5. Memory Pressure Handling

Preemption Strategies: 1. Swap: Move KV blocks to CPU memory (slower, preserves compute) 2. Recompute: Drop blocks and recalculate later (faster on modern GPUs)

Strategy selection based on GPU compute vs memory bandwidth ratio.



6. Interview Q&A

Q: Why does PagedAttention improve throughput?
A: Eliminates memory fragmentation, allowing more concurrent requests to fit in GPU memory. With 60-80% waste reduced to <4%, effective batch size increases 2-3x.

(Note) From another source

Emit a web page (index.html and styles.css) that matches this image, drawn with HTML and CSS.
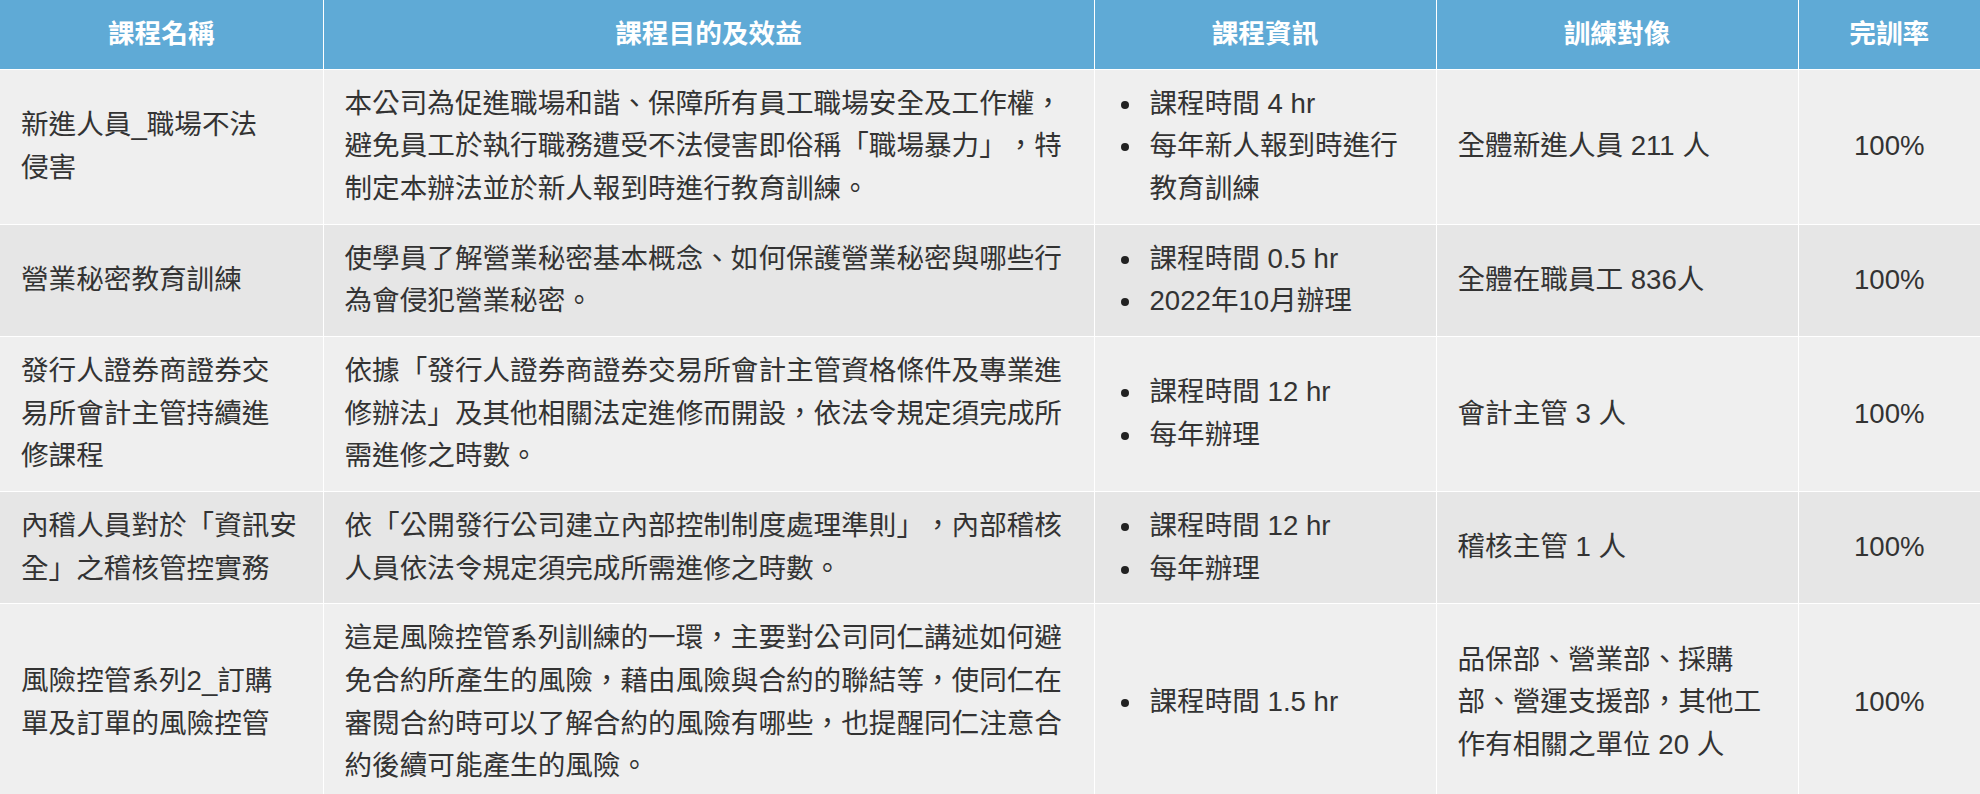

Q: When is prefill the bottleneck vs decode?
A: Prefill dominates for short outputs with long prompts (summarization). Decode dominates for long generations (creative writing). vLLM uses chunked prefill to balance both.


Q: How does vLLM handle variable-length sequences in a batch?
A: Continuous batching removes completed sequences and adds new ones at iteration boundaries. Block tables allow each sequence to use non-contiguous memory independently.


Q: Why use recompute over swap for preemption?
A: On H100/A100 GPUs with high compute, recomputing KV cache is faster than PCIe transfer to CPU. Swap preferred for older GPUs or when CPU memory is abundant.


Q: How does APC differ from traditional caching?
A: Traditional caching stores entire request results. APC caches KV blocks at sub-request granularity, enabling partial reuse across different requests with shared prefixes.